И для Данте, и для Мандельштама было очень значимо чувство разрозненности мира и мечта о его восстановлении (для Данте — надежда на возрождение Римской империи и в еще большей степени — на единение душ в Боге, для Мандельштама — «тоска по мировой культуре»), но она как раз связывается с необходимостью трансформации «я». Тем не менее и Мандельштам, и тем более Еремин хорошо понимали, что такого восстановления быть не может или, точнее, что оно является предельной надеждой на всеобщий «апокатастасис смыслов». Для Еремина чаемое единство, которое нужно создать — это не империя, не культура, а вечно неготовое «место человека во вселенной», пространство, немыслимое без субъекта, который, однако, всегда должен сделать следующий шаг.
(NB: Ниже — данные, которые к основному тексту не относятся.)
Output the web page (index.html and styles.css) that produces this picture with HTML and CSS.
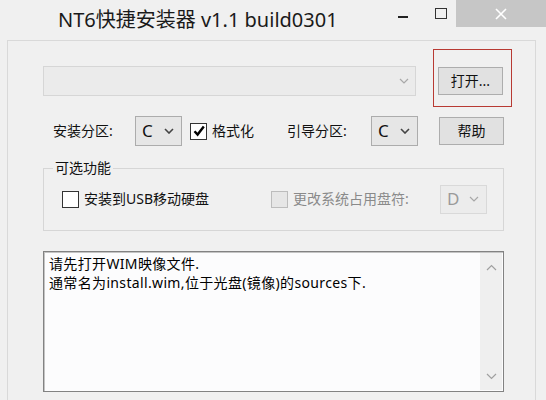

Еремин крайне редко говорит в интервью о своих политических взглядах, однако из его немногочисленных признаний понятно, что по своим взглядам он скорее либерал и в этом принципиально отличается от Паунда. Но среди художественных проблем, которые эти два поэта решают в своем творчестве, одна является общей. Оба они в своих «эпосах» стремятся последовательно подрывать те отношения власти и общественной привычки, которые выражаются в литературном языке, — во имя выстраивания все новых и новых связей между фрагментами явлений и фрагментами текстов. Стихотворения их обоих ставят читателя/читательницу перед неединственностью его/ее существования и языка. Паунд считал, что за этой неединственностью может быть усмотрен универсальный, общий для всех, образ красоты. Еремин, судя по его стихотворениям, полагает, что истина, стоящая за множественностью мира, создается Богом, и человек не может ни овладеть ею, ни претендовать на ее окончательное или уникальное выражение. Но оба они показывают, как сегодня история может быть восстановлена из переживания настоящего времени.